▶ **What to work on**
Extract each line of the records below that contains the word "this".

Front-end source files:

▼

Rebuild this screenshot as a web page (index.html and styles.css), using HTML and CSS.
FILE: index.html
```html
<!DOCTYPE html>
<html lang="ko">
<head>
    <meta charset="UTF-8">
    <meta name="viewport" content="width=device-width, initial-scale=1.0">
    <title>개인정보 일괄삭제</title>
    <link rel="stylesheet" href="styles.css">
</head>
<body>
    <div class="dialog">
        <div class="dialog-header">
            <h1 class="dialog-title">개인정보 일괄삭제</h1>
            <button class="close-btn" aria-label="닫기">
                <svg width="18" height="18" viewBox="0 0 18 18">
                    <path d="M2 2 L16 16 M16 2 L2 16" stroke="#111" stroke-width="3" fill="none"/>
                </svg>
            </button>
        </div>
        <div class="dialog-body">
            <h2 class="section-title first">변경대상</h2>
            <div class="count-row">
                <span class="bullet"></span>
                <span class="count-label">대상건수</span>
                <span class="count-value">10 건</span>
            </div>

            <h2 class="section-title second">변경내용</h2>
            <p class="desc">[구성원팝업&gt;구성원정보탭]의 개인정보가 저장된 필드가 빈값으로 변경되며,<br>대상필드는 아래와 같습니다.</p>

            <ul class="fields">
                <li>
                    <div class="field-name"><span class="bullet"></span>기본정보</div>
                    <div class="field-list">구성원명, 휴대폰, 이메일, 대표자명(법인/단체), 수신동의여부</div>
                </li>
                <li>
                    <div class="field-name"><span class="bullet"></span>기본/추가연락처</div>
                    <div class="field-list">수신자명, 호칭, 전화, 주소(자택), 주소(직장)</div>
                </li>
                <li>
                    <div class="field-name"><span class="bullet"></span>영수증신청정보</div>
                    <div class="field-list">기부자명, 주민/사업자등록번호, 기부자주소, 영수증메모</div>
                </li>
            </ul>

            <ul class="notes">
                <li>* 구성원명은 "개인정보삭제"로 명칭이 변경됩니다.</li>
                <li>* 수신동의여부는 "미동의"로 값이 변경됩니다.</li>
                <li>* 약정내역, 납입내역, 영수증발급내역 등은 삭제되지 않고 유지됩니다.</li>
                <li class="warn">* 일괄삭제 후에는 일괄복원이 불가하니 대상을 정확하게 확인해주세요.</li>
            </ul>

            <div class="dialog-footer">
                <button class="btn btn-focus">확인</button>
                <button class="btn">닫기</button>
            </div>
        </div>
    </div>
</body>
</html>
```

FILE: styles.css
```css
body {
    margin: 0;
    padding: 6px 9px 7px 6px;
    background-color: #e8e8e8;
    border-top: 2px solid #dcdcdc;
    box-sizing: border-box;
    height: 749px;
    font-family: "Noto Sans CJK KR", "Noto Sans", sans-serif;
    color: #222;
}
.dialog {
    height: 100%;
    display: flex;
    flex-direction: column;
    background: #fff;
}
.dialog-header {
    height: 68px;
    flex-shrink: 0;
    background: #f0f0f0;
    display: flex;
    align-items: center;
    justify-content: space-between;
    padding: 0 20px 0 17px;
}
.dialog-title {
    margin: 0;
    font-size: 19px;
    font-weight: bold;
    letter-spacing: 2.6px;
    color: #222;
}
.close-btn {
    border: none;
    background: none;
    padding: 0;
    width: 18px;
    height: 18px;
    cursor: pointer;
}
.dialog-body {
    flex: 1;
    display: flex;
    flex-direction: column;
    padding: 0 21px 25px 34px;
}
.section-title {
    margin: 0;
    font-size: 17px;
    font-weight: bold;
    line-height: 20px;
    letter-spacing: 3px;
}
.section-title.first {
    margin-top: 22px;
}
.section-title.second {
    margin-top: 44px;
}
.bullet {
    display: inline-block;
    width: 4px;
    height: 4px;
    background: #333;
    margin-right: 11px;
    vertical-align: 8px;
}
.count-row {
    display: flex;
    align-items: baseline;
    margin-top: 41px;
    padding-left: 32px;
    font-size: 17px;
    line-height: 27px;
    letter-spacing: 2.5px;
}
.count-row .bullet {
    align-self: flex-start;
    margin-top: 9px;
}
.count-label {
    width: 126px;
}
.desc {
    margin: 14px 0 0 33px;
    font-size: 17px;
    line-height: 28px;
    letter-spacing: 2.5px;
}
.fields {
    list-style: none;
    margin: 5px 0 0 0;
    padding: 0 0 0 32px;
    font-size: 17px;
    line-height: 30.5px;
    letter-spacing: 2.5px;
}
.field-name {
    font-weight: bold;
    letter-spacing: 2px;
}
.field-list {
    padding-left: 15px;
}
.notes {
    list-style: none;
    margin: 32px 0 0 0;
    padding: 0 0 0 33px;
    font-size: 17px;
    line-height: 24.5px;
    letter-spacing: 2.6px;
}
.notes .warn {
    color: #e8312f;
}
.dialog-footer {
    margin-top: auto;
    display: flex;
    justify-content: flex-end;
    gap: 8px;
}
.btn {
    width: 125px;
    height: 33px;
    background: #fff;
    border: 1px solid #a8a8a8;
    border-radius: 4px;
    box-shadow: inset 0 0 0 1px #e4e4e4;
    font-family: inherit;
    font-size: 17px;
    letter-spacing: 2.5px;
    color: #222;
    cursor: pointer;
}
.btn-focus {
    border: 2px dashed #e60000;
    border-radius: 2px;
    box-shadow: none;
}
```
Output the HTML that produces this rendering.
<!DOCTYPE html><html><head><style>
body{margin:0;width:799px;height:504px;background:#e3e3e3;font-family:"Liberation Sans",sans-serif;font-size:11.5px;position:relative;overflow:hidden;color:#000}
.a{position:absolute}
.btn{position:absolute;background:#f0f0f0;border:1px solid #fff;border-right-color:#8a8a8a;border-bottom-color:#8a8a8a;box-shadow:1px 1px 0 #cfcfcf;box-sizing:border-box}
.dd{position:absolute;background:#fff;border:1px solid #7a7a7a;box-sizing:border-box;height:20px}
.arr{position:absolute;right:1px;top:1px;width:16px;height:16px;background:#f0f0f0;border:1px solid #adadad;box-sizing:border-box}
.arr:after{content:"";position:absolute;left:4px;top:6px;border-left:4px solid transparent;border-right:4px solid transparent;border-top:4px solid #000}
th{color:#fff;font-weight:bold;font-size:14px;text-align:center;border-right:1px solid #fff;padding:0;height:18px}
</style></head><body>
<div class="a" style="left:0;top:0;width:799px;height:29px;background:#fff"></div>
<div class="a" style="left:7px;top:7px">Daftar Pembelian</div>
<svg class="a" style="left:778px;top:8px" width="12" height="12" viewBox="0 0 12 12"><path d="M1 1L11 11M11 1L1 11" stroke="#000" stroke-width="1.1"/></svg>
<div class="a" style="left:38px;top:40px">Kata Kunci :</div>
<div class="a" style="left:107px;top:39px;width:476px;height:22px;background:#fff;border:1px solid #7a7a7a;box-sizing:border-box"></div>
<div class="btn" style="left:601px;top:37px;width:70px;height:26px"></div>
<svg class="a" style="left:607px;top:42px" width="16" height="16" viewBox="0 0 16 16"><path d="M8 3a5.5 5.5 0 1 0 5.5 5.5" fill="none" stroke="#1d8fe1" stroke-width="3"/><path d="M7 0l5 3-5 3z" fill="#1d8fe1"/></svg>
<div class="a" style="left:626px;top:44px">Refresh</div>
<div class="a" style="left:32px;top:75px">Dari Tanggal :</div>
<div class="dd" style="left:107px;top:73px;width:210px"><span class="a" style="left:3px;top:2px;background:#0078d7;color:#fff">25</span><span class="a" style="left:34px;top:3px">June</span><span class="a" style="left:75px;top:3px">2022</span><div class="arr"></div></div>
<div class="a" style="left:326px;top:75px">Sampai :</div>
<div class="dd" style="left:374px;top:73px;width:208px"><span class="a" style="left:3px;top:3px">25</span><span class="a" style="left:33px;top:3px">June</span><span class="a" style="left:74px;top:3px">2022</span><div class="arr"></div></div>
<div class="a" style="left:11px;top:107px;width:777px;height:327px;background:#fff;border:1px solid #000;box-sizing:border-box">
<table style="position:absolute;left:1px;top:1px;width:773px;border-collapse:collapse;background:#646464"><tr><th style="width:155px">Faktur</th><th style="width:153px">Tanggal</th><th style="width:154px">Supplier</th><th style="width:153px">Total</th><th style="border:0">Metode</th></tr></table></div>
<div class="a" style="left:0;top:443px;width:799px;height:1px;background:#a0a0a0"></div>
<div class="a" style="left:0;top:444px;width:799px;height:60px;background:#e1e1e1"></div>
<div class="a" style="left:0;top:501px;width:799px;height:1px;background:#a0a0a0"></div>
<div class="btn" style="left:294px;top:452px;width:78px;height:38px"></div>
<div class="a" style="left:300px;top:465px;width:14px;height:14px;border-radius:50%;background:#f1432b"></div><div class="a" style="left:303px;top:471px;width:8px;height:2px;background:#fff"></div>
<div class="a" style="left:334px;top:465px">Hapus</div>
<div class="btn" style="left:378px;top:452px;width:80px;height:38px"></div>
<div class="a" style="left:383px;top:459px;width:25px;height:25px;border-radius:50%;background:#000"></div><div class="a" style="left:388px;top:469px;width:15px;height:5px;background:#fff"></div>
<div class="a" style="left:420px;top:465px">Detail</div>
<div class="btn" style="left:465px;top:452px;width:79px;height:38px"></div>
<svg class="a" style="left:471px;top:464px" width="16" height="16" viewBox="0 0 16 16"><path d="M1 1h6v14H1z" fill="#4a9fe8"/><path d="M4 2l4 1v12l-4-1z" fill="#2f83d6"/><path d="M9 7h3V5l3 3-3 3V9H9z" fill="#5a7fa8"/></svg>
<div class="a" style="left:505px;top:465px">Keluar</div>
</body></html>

▲

▶ **Complete output**
Rebuild this screenshot as a web page (index.html and styles.css), using HTML and CSS.
Output the HTML that produces this rendering.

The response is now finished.